• DATASET CONTENT:
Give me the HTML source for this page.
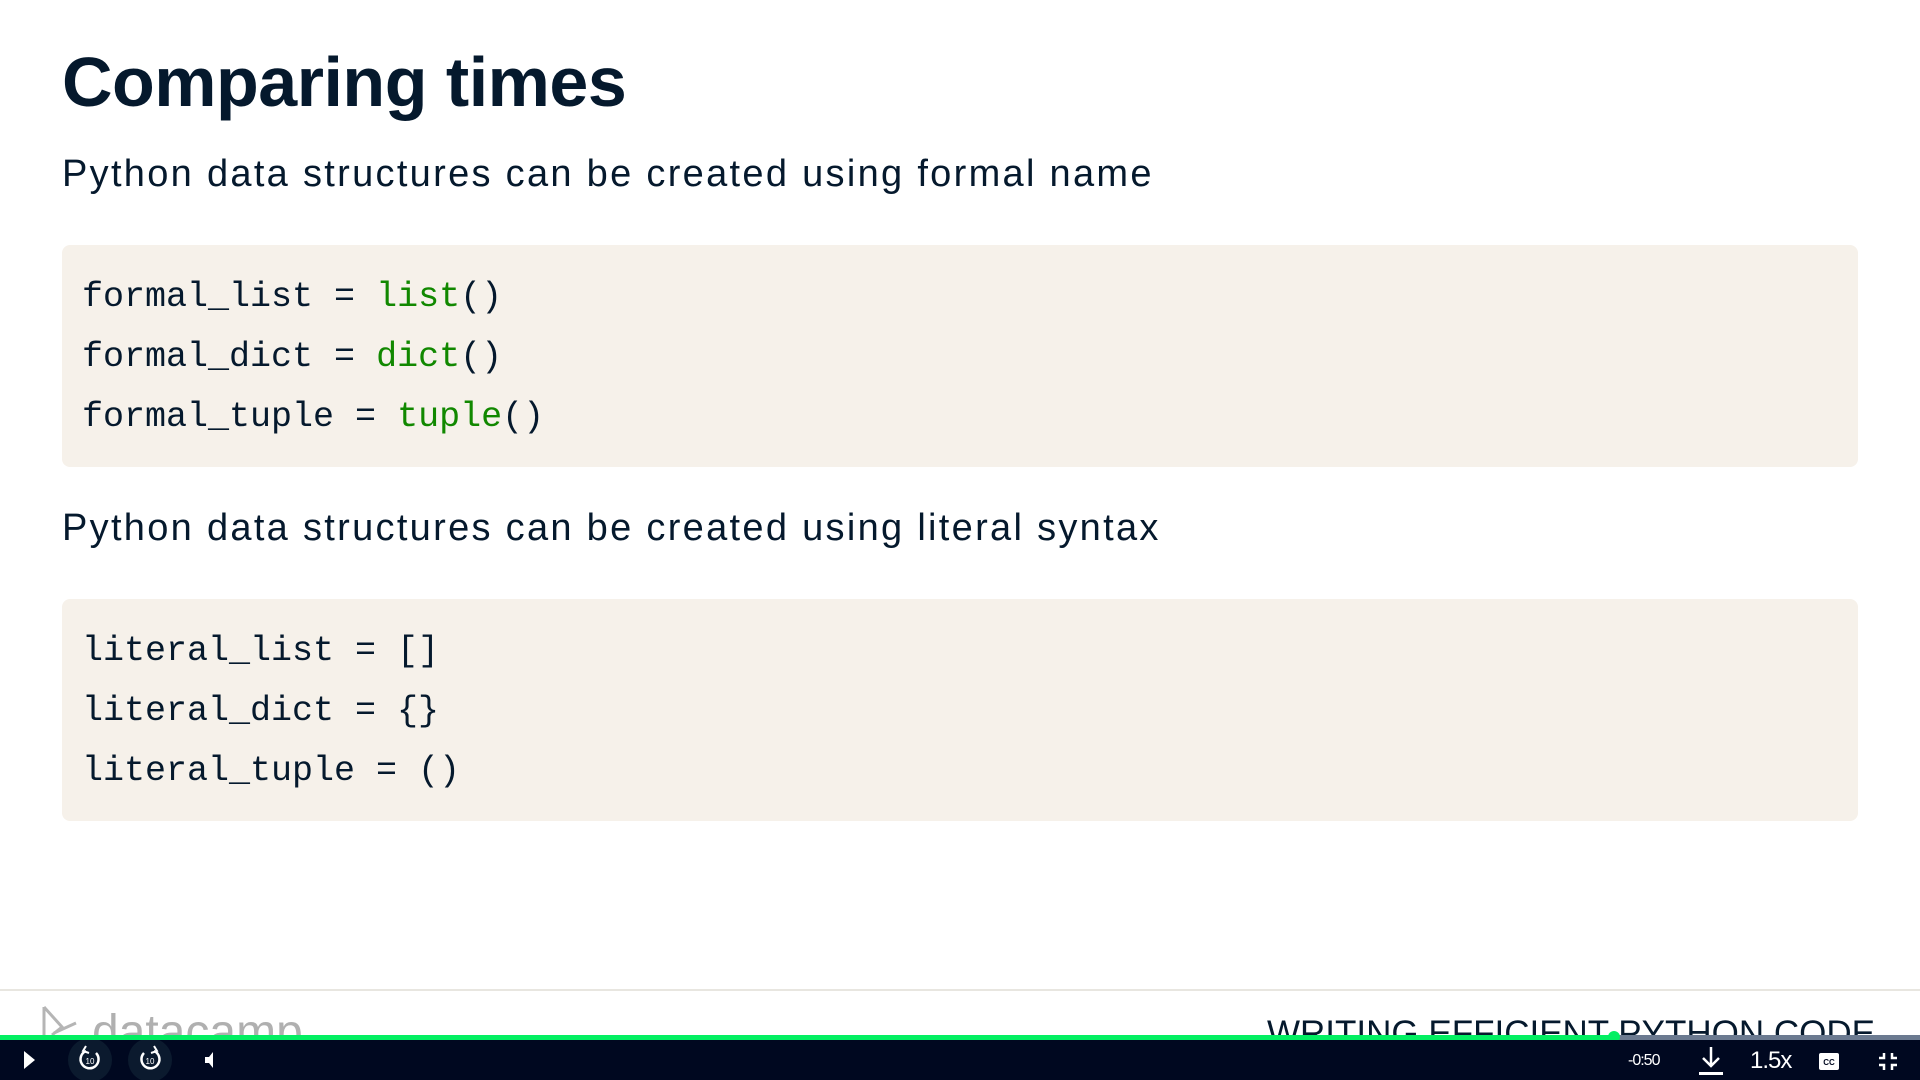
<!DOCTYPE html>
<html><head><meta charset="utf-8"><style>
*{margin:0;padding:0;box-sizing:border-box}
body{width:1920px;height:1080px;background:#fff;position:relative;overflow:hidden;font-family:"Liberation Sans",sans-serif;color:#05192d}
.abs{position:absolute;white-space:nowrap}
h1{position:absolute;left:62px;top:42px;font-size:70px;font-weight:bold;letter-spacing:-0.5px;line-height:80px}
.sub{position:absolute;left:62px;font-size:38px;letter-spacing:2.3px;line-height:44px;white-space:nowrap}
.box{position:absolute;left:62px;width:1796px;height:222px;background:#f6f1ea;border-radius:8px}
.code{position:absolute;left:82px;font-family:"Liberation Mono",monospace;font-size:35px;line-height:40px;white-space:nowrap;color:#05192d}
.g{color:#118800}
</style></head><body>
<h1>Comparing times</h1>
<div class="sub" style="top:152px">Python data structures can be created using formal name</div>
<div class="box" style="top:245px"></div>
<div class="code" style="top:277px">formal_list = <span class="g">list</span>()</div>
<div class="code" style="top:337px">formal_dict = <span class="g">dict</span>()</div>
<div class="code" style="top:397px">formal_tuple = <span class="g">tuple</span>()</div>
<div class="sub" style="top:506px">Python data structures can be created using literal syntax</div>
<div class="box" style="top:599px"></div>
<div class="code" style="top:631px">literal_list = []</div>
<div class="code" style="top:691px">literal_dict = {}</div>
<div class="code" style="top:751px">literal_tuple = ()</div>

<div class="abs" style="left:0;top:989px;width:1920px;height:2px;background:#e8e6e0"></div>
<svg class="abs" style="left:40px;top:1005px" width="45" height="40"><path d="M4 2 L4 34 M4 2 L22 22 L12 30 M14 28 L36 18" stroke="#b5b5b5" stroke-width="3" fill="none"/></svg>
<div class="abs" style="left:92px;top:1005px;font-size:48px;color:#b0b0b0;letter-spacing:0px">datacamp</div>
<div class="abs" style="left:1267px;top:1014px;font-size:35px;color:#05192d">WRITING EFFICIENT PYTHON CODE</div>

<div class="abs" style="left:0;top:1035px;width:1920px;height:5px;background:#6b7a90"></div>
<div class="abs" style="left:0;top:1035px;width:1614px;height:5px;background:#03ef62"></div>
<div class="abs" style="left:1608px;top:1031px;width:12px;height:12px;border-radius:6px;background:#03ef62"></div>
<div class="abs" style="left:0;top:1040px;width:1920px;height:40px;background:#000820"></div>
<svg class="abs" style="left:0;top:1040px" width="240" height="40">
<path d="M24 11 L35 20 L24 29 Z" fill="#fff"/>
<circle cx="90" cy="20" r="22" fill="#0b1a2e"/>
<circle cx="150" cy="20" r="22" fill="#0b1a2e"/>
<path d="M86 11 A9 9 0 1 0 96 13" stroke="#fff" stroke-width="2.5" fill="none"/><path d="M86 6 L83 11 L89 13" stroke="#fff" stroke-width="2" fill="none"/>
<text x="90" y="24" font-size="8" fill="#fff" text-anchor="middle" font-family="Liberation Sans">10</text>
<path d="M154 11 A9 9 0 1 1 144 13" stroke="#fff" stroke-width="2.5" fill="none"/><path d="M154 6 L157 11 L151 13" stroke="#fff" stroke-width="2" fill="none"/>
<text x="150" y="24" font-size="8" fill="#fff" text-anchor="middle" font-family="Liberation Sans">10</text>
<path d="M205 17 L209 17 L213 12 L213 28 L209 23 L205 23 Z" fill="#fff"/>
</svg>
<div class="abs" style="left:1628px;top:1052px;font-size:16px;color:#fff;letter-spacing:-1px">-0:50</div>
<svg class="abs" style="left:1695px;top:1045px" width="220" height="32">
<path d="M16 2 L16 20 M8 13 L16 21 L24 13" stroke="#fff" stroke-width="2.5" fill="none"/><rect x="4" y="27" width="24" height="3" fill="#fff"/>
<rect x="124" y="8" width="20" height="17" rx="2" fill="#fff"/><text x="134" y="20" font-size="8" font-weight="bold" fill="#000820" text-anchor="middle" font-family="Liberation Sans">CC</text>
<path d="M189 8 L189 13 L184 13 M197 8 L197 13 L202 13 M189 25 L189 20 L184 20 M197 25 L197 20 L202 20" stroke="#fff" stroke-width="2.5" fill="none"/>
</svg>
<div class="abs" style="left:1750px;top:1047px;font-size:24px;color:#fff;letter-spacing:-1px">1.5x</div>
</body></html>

• WHAT TO DO:
Your copy of the data above should match it exactly, except that pictures are left out.

• COMPLETED TASK:
Give me the HTML source for this page.
<!DOCTYPE html>
<html><head><meta charset="utf-8"><style>
*{margin:0;padding:0;box-sizing:border-box}
body{width:1920px;height:1080px;background:#fff;position:relative;overflow:hidden;font-family:"Liberation Sans",sans-serif;color:#05192d}
.abs{position:absolute;white-space:nowrap}
h1{position:absolute;left:62px;top:42px;font-size:70px;font-weight:bold;letter-spacing:-0.5px;line-height:80px}
.sub{position:absolute;left:62px;font-size:38px;letter-spacing:2.3px;line-height:44px;white-space:nowrap}
.box{position:absolute;left:62px;width:1796px;height:222px;background:#f6f1ea;border-radius:8px}
.code{position:absolute;left:82px;font-family:"Liberation Mono",monospace;font-size:35px;line-height:40px;white-space:nowrap;color:#05192d}
.g{color:#118800}
</style></head><body>
<h1>Comparing times</h1>
<div class="sub" style="top:152px">Python data structures can be created using formal name</div>
<div class="box" style="top:245px"></div>
<div class="code" style="top:277px">formal_list = <span class="g">list</span>()</div>
<div class="code" style="top:337px">formal_dict = <span class="g">dict</span>()</div>
<div class="code" style="top:397px">formal_tuple = <span class="g">tuple</span>()</div>
<div class="sub" style="top:506px">Python data structures can be created using literal syntax</div>
<div class="box" style="top:599px"></div>
<div class="code" style="top:631px">literal_list = []</div>
<div class="code" style="top:691px">literal_dict = {}</div>
<div class="code" style="top:751px">literal_tuple = ()</div>

<div class="abs" style="left:0;top:989px;width:1920px;height:2px;background:#e8e6e0"></div>
<svg class="abs" style="left:40px;top:1005px" width="45" height="40"><path d="M4 2 L4 34 M4 2 L22 22 L12 30 M14 28 L36 18" stroke="#b5b5b5" stroke-width="3" fill="none"/></svg>
<div class="abs" style="left:92px;top:1005px;font-size:48px;color:#b0b0b0;letter-spacing:0px">datacamp</div>
<div class="abs" style="left:1267px;top:1014px;font-size:35px;color:#05192d">WRITING EFFICIENT PYTHON CODE</div>

<div class="abs" style="left:0;top:1035px;width:1920px;height:5px;background:#6b7a90"></div>
<div class="abs" style="left:0;top:1035px;width:1614px;height:5px;background:#03ef62"></div>
<div class="abs" style="left:1608px;top:1031px;width:12px;height:12px;border-radius:6px;background:#03ef62"></div>
<div class="abs" style="left:0;top:1040px;width:1920px;height:40px;background:#000820"></div>
<svg class="abs" style="left:0;top:1040px" width="240" height="40">
<path d="M24 11 L35 20 L24 29 Z" fill="#fff"/>
<circle cx="90" cy="20" r="22" fill="#0b1a2e"/>
<circle cx="150" cy="20" r="22" fill="#0b1a2e"/>
<path d="M86 11 A9 9 0 1 0 96 13" stroke="#fff" stroke-width="2.5" fill="none"/><path d="M86 6 L83 11 L89 13" stroke="#fff" stroke-width="2" fill="none"/>
<text x="90" y="24" font-size="8" fill="#fff" text-anchor="middle" font-family="Liberation Sans">10</text>
<path d="M154 11 A9 9 0 1 1 144 13" stroke="#fff" stroke-width="2.5" fill="none"/><path d="M154 6 L157 11 L151 13" stroke="#fff" stroke-width="2" fill="none"/>
<text x="150" y="24" font-size="8" fill="#fff" text-anchor="middle" font-family="Liberation Sans">10</text>
<path d="M205 17 L209 17 L213 12 L213 28 L209 23 L205 23 Z" fill="#fff"/>
</svg>
<div class="abs" style="left:1628px;top:1052px;font-size:16px;color:#fff;letter-spacing:-1px">-0:50</div>
<svg class="abs" style="left:1695px;top:1045px" width="220" height="32">
<path d="M16 2 L16 20 M8 13 L16 21 L24 13" stroke="#fff" stroke-width="2.5" fill="none"/><rect x="4" y="27" width="24" height="3" fill="#fff"/>
<rect x="124" y="8" width="20" height="17" rx="2" fill="#fff"/><text x="134" y="20" font-size="8" font-weight="bold" fill="#000820" text-anchor="middle" font-family="Liberation Sans">CC</text>
<path d="M189 8 L189 13 L184 13 M197 8 L197 13 L202 13 M189 25 L189 20 L184 20 M197 25 L197 20 L202 20" stroke="#fff" stroke-width="2.5" fill="none"/>
</svg>
<div class="abs" style="left:1750px;top:1047px;font-size:24px;color:#fff;letter-spacing:-1px">1.5x</div>
</body></html>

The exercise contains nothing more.